В то время как Запад создает для не-западного мира видимость идентичности в области прав человека, его лидер – Соединенные Штаты – все более отличается от других. В то время как международные конвенции по правам человека множатся, и новые государства – такие как Южная Африка – принимают новые положения в области прав, а старые – такие как Канада – записывают положения о правах в новых хартиях о правах и свободах, Американский билль о правах выделяется все более отчетливо, как конституция конца XVIII века в окружении конституций XXI века, как старые напольные часы в витрине магазина, заполненного цифровой аппаратурой.
Своеобразие американской культуры в области прав заключается не только в том, что Конституция США – одна из старейших среди действующих. Гарантии прав США использовались политической традицией, которая была последовательно более критичной по отношению к правительству, чаще настаивала на индивидуальной ответственности и была более заинтересованной в защите индивидуальных свобод, чем европейские социалистические, социал-демократические или христианско-демократические традиции.
Изменения в европейском праве расширили правовую пропасть, которая сейчас разделяет Североатлантические страны. Правовая традиция США когда-то имела много общего с британским обычным правом.

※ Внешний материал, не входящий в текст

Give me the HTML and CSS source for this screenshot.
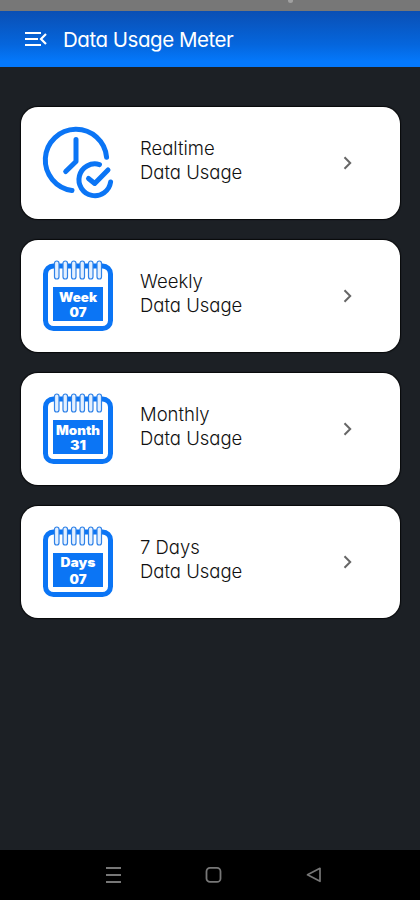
FILE: index.html
```html
<!DOCTYPE html>
<html lang="en">
<head>
<meta charset="utf-8">
<title>Data Usage Meter</title>
<link rel="stylesheet" href="styles.css">
</head>
<body>
<svg class="defs" aria-hidden="true">
  <defs>
    <g id="calendar">
      <rect x="2.500" y="6" width="65" height="62.500" rx="8" fill="#fff" stroke="#0b75f5" stroke-width="5"/>
      <rect x="10" y="27" width="50" height="34" fill="#0b75f5"/>
      <g fill="#e4f0ff" stroke="#2f82e8" stroke-width="1.200">
        <rect x="11.500" y="1" width="4.500" height="18" rx="2.250"/>
        <rect x="20" y="1" width="4.500" height="18" rx="2.250"/>
        <rect x="28.500" y="1" width="4.500" height="18" rx="2.250"/>
        <rect x="37" y="1" width="4.500" height="18" rx="2.250"/>
        <rect x="45.500" y="1" width="4.500" height="18" rx="2.250"/>
        <rect x="54" y="1" width="4.500" height="18" rx="2.250"/>
      </g>
    </g>
    <path id="chevron" d="M1.500 1.300 7.200 7 1.500 12.700" fill="none" stroke="#666" stroke-width="2"/>
  </defs>
</svg>
<div class="status"><i class="camera"></i></div>
<header class="bar">
  <svg class="menu" width="22" height="16" viewBox="0 0 22 16" fill="none" stroke="#fff" stroke-width="2.200">
    <path d="M0 2H16M0 8H13M0 14H16M21 3 16 8 21 13"/>
  </svg>
  <h1 class="title">Data Usage Meter</h1>
</header>
<main class="list">
  <a class="card">
    <svg class="icon" width="72" height="72" viewBox="0 0 72 72" fill="none" stroke="#0b75f5" stroke-width="5" stroke-linecap="round" stroke-linejoin="round">
      <path d="M63.580 30.300A30.700 30.700 0 1 0 29 63.440"/>
      <path d="M33 12.500V34.500L22.700 44.500"/>
      <path d="M56.500 37.600A15.900 15.900 0 1 0 67.600 55"/>
      <path d="M45.500 51.500 51.700 56.500 65 43"/>
    </svg>
    <p class="label"><span>Realtime</span><span>Data Usage</span></p>
    <svg class="go" width="10" height="14"><use href="#chevron"/></svg>
  </a>
  <a class="card">
    <svg class="icon" width="72" height="72" viewBox="0 0 72 72">
      <use href="#calendar"/>
      <text class="cal" x="35" y="42" textLength="38" lengthAdjust="spacingAndGlyphs">Week</text>
      <text class="cal" x="35" y="56.500" textLength="17" lengthAdjust="spacingAndGlyphs">07</text>
    </svg>
    <p class="label"><span>Weekly</span><span>Data Usage</span></p>
    <svg class="go" width="10" height="14"><use href="#chevron"/></svg>
  </a>
  <a class="card">
    <svg class="icon" width="72" height="72" viewBox="0 0 72 72">
      <use href="#calendar"/>
      <text class="cal" x="35" y="41.500" textLength="44" lengthAdjust="spacingAndGlyphs">Month</text>
      <text class="cal" x="35" y="56.500" textLength="16" lengthAdjust="spacingAndGlyphs">31</text>
    </svg>
    <p class="label"><span>Monthly</span><span>Data Usage</span></p>
    <svg class="go" width="10" height="14"><use href="#chevron"/></svg>
  </a>
  <a class="card">
    <svg class="icon" width="72" height="72" viewBox="0 0 72 72">
      <use href="#calendar"/>
      <text class="cal" x="35" y="41" textLength="35" lengthAdjust="spacingAndGlyphs">Days</text>
      <text class="cal" x="35" y="57.500" textLength="17" lengthAdjust="spacingAndGlyphs">07</text>
    </svg>
    <p class="label"><span>7 Days</span><span>Data Usage</span></p>
    <svg class="go" width="10" height="14"><use href="#chevron"/></svg>
  </a>
</main>
<nav class="nav">
  <svg width="16" height="18" viewBox="0 0 16 18" fill="none" stroke="#777" stroke-width="2"><path d="M0 2H15M0 9H15M0 16H15"/></svg>
  <svg width="17" height="18" viewBox="0 0 17 18" fill="none" stroke="#777" stroke-width="1.800"><rect x="1.500" y="1.900" width="14" height="14" rx="3.500"/></svg>
  <svg width="16" height="18" viewBox="0 0 16 18" fill="none" stroke="#777" stroke-width="1.700" stroke-linejoin="round"><path d="M1.500 8.800 14 2.300V15.300Z"/></svg>
</nav>
</body>
</html>
```
FILE: styles.css
```css
* { box-sizing: border-box; }
body {
  margin: 0;
  height: 900px;
  display: flex;
  flex-direction: column;
  background: #1c2025;
  font-family: Inter, sans-serif;
  font-feature-settings: "cv11" 1;
  overflow: hidden;
}
.defs { position: absolute; width: 0; height: 0; }
.status {
  height: 11px;
  padding-left: 288px;
  background: #777;
}
.camera {
  display: block;
  width: 5px;
  height: 3px;
  border-radius: 0 0 3px 3px;
  background: #a0a0a0;
}
.bar {
  height: 56px;
  display: flex;
  align-items: center;
  padding-left: 25px;
  background: linear-gradient(#0a4fb4, #0566dd 60%, #0478fb 90%);
}
.title {
  margin: 0 0 0 16px;
  color: #fff;
  font-size: 20.5px;
  font-weight: 400;
  letter-spacing: -0.47px;
  white-space: nowrap;
}
.list {
  flex: 1;
  display: flex;
  flex-direction: column;
  gap: 21px;
  padding: 40px 20px 0 21px;
}
.card {
  height: 112px;
  display: flex;
  align-items: center;
  padding: 0 47px 0 22px;
  border-radius: 17px;
  background: #fff;
  box-shadow: 0 0 1px 1px #08090b;
}
.icon { flex: none; overflow: visible; }
.cal {
  fill: #fff;
  font: 900 12.5px Inter, sans-serif;
  text-anchor: middle;
}
.label {
  margin: 0 0 5px 25px;
  display: flex;
  flex-direction: column;
  align-items: flex-start;
  color: #111;
  font-size: 18.5px;
  font-weight: 300;
  line-height: 23.5px;
  white-space: nowrap;
}
.go { margin-left: auto; }
.nav {
  height: 50px;
  display: grid;
  grid-template-columns: repeat(3, 100px);
  justify-content: center;
  align-items: center;
  justify-items: center;
  padding-left: 7px;
  background: #000;
}
```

Благодаря последним включениям Великобританией Европейской конвенции прав человека в свое национальное законодательство, британская система прав теперь имеет больше общего с европейской, чем с американской.

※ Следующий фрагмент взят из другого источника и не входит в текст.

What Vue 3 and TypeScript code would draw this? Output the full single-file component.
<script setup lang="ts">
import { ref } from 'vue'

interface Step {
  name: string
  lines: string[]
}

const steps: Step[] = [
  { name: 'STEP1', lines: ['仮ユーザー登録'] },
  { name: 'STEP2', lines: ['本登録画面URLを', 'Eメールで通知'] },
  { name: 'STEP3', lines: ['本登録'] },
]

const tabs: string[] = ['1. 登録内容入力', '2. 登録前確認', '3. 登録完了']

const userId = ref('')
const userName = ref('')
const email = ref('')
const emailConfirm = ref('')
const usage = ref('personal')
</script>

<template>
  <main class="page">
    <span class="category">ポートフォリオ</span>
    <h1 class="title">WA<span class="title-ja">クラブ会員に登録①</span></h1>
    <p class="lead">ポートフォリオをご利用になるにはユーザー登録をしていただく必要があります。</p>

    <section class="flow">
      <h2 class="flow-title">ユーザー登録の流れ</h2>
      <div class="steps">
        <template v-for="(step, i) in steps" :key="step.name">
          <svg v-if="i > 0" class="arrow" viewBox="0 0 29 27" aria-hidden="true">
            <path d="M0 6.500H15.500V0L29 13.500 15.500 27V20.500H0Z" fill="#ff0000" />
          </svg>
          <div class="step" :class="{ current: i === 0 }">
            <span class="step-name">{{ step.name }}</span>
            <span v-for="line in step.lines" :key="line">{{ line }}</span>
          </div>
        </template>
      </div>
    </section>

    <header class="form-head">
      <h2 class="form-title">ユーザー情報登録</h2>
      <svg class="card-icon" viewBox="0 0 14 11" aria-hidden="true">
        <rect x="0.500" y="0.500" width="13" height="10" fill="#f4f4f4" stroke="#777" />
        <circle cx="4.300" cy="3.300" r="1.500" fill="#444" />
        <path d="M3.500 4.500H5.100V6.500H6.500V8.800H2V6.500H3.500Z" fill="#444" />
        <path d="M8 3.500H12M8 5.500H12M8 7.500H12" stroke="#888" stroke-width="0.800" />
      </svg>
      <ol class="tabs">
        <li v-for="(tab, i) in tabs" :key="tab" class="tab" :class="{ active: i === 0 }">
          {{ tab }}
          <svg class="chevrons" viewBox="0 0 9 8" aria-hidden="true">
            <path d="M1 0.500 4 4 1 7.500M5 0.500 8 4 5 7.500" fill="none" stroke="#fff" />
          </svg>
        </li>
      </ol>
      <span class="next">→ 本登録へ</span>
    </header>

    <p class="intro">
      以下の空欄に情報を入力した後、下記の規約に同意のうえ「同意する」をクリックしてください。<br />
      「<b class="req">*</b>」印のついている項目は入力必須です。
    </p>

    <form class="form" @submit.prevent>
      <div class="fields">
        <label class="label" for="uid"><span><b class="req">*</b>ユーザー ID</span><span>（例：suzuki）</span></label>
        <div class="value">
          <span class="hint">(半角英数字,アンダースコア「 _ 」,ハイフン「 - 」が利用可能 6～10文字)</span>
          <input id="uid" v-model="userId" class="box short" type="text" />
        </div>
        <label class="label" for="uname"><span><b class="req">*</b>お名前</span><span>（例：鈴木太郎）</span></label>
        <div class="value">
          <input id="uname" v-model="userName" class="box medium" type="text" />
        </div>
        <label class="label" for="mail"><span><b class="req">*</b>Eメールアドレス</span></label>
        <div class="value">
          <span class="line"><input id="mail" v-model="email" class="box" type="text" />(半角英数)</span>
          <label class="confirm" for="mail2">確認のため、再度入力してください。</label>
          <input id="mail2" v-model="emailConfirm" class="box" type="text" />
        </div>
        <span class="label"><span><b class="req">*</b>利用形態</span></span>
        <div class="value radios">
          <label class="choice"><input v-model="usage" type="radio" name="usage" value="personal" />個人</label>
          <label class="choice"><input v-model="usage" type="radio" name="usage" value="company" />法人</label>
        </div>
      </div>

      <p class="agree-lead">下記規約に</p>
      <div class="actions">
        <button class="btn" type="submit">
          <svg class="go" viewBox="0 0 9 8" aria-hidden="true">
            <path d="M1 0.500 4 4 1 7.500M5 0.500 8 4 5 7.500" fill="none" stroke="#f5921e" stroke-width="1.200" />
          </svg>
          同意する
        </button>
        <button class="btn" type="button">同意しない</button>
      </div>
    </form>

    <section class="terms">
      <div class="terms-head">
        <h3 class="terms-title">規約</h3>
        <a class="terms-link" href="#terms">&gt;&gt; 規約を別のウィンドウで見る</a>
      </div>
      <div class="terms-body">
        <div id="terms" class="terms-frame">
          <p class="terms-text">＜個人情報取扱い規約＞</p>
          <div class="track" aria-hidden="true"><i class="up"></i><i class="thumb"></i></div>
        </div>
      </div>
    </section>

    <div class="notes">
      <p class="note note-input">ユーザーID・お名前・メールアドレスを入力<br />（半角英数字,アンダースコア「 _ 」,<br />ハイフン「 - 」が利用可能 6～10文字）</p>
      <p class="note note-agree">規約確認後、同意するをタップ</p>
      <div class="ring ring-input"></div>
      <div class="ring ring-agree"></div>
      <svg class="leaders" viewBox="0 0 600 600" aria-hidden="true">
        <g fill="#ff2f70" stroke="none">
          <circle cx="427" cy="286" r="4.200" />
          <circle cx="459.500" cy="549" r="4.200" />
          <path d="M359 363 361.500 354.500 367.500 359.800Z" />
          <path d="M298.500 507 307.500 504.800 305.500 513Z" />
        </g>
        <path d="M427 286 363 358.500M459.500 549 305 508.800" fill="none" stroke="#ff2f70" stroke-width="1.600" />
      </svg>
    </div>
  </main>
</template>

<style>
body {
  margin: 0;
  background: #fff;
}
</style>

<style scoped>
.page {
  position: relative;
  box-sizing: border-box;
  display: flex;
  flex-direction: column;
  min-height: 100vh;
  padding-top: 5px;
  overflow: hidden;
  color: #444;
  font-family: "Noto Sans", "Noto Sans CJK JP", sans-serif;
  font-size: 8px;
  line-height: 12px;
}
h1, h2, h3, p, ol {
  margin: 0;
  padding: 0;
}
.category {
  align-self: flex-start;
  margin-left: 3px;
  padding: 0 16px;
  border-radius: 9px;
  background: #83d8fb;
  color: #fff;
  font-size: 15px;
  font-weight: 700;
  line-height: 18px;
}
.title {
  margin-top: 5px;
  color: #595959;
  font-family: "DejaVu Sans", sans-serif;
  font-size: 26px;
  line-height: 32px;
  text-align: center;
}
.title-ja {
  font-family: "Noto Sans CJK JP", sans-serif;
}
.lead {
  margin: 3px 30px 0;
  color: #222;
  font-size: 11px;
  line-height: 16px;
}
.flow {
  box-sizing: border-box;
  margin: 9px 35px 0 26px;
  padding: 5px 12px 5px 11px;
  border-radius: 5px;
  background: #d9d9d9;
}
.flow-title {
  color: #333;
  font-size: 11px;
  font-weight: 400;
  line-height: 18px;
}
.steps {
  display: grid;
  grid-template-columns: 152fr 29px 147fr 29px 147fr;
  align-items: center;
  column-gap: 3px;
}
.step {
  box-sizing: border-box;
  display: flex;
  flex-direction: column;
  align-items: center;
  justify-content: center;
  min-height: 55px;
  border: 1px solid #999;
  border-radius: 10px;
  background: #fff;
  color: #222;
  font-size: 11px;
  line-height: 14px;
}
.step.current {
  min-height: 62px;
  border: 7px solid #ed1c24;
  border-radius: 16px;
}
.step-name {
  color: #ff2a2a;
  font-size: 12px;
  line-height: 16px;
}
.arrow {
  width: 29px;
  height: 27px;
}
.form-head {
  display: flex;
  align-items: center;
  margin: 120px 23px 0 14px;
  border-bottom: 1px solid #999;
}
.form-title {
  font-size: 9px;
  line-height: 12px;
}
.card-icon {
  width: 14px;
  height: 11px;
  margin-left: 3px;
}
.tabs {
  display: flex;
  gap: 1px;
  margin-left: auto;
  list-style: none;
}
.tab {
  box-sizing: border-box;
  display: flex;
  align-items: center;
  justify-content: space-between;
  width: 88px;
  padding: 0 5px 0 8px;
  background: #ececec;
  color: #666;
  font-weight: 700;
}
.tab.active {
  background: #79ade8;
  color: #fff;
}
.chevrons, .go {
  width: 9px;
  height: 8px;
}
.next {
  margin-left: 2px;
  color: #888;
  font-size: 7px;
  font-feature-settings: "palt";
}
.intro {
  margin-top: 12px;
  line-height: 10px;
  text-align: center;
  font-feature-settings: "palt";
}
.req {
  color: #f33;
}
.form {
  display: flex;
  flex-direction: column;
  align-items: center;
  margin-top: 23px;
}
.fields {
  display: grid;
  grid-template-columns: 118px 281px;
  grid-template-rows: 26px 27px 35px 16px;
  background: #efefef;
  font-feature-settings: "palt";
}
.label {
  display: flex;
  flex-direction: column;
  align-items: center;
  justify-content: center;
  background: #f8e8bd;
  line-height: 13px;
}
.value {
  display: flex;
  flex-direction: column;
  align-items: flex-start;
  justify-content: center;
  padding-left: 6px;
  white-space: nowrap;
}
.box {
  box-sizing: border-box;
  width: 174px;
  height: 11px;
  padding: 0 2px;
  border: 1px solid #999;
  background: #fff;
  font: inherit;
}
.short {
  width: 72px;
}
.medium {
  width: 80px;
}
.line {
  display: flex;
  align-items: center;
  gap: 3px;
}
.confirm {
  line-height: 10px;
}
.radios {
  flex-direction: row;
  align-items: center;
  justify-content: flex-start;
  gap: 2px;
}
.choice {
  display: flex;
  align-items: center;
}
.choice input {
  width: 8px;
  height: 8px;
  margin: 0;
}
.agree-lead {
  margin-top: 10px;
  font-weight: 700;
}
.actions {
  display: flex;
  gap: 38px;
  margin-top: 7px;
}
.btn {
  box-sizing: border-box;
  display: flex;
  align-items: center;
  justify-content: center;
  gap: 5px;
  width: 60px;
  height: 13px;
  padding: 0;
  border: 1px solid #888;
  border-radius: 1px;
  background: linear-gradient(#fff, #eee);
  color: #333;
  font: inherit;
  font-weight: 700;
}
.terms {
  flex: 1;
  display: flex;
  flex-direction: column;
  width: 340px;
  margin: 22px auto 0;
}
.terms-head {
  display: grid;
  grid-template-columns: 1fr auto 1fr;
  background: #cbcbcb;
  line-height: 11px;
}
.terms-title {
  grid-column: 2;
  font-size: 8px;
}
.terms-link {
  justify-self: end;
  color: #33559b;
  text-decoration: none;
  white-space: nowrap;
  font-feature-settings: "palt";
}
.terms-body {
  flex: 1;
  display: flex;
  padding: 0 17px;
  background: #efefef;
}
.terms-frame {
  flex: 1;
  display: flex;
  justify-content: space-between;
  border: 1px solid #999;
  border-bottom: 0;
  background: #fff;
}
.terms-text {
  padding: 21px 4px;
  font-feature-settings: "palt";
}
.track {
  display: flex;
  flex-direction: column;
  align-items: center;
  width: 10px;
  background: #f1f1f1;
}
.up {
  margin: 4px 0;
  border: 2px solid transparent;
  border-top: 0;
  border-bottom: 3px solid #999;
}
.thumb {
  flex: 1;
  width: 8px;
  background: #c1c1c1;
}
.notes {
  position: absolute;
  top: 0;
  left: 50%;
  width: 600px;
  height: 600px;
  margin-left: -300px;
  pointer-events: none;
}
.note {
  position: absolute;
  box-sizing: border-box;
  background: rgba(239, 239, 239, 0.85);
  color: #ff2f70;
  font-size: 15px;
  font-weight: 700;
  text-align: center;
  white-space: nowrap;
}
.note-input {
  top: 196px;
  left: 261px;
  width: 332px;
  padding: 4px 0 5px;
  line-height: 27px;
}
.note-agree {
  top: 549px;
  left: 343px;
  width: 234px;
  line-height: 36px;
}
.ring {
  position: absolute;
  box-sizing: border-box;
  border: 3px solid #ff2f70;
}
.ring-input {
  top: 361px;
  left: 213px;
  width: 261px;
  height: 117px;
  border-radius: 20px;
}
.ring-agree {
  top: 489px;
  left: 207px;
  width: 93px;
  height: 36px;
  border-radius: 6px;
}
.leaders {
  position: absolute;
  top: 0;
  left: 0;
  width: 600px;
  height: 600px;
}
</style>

Британцы признали юрисдикцию Европейского суда по правам человека: всякий раз, когда этот суд принимает решение, требующее законодательных или административных поправок, парламент Великобритании подчиняется. Такое уважение к транснациональной юридической власти было бы немыслимо в Соединенных Штатах. Все это снижает общность традиции обычного права и увеличивает ту степень, в которой американская культура прав стала исключением среди других либеральных демократий.